Today was a strange, yet enjoyable day for me. For the first time since my life was turned upside down, my four year old daughter spent the weekend with me at my new humble abode. I've spent lots of time with my two boys over the last couple of months because of baseball season, but I haven't been able to spend that quality time I've needed with my little girl.
Well, this weekend finally happened. And it's been pretty awesome, for the most part.
Earlier today, while trying to keep her as entertained as possible, between watching Spongebob Squarepants and 3D movies, I talked her into playing some games with me. Specifically, Scribblenauts Unlimited. Seeing as how she is four, she isn't exactly a true gamer ... yet, at least. She has played a lot of NintendoLand on the Wii U with me, and really enjoys the chase games, especially when I let her win.
Because I have already played that game for my blog though, I talked her into playing a different game with me to satisfy my requirements for this silly project. So we played Scribblenauts Unlimited for the Wii U together. When I say "we," I mean mostly "I" obviously. But my little princess did help out, participate and "play" along with me, so that has to count for something, right?

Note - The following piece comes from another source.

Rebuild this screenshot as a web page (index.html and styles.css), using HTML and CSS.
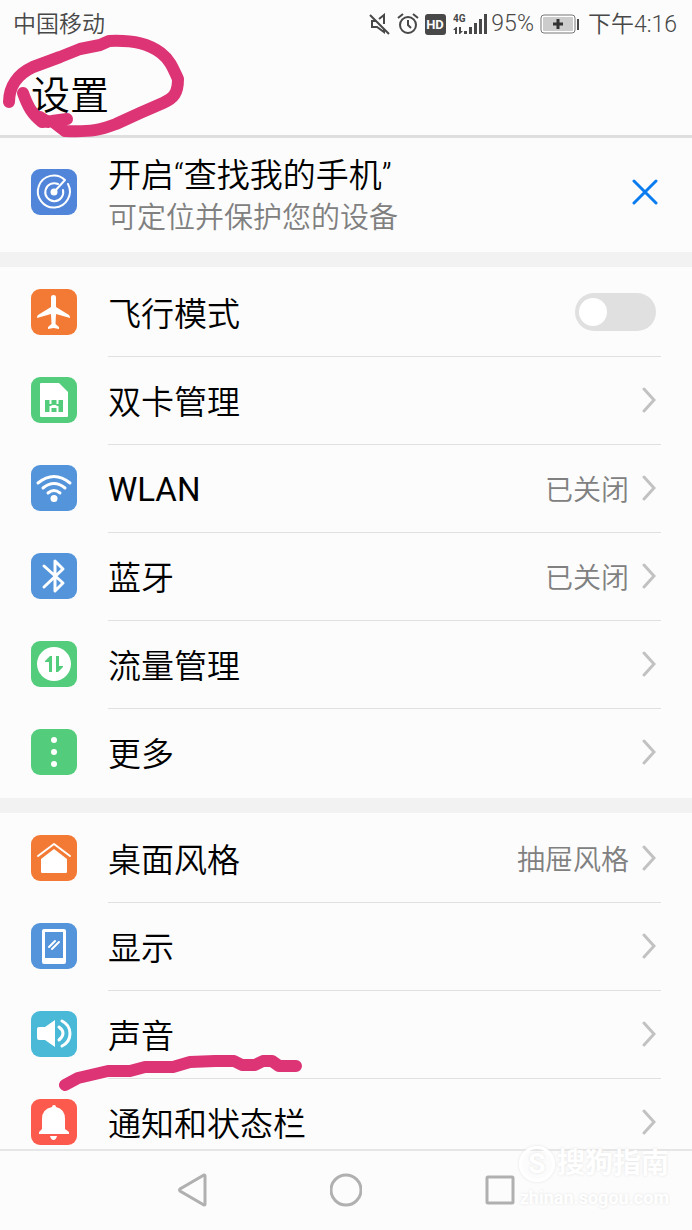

For those unfamiliar with the game or the series, the concept is simple. You interact with different characters and objects in the game that act as puzzles, because they all need something to fulfill their tasks or goals. What they need is wide open to interpretation, allowing your imagination to run wild. How so, you ask? Well, you get to come up with any noun and adjective to produce the key to solving each "puzzle," simply by typing the word. You type it and *poof*, it appears before you, allowing you to interact with it, and if you're lucky, solving the mystery of each character.
So my daughter and I played together, as I was asking her to come up with words to type in and try to solve each puzzle. I tried to put each puzzle into terms a four year old could understand, hoping to get some good words out of her. For a four year old, she has a pretty strong vocabulary, but being asked to think of specific words on the spot is not an easy feat. Some of the puzzles are challenging enough for me, much less her. However, I was able to get some puzzles accomplished with her help.
Mostly, however, it turned into her saying funny words over and over just to see my type them and have them pop-up on screen. Once she realized how cool it was to have her imagination brought to life on screen, the flood gates opened. I had to remind her several times that actual characters she knew from cartoons wouldn't appear, but that didn't stop her from being creative. That is until she came across the word "bigfoot." I probably typed that word in a couple dozen times it seems, with every time being as funny as the last. Oh, and once I showed her how using descriptive words could change the appearance of the objects she was coming up with, everything became pink for some odd reason.
And yes, that meant that eventually every bigfoot I created was pink. And she thought it was the best.
It was a lot of fun playing with her today. I've spent so much time playing games with her older brothers over the years that I tend to forget what it's like to them when they are very young and amazingly easy to entertain with the simplest of games. Makes me think back to when I was her age, playing Super Mario Bros. over and over and over again. Back when gaming was simple, non-stressful and flat-out fun.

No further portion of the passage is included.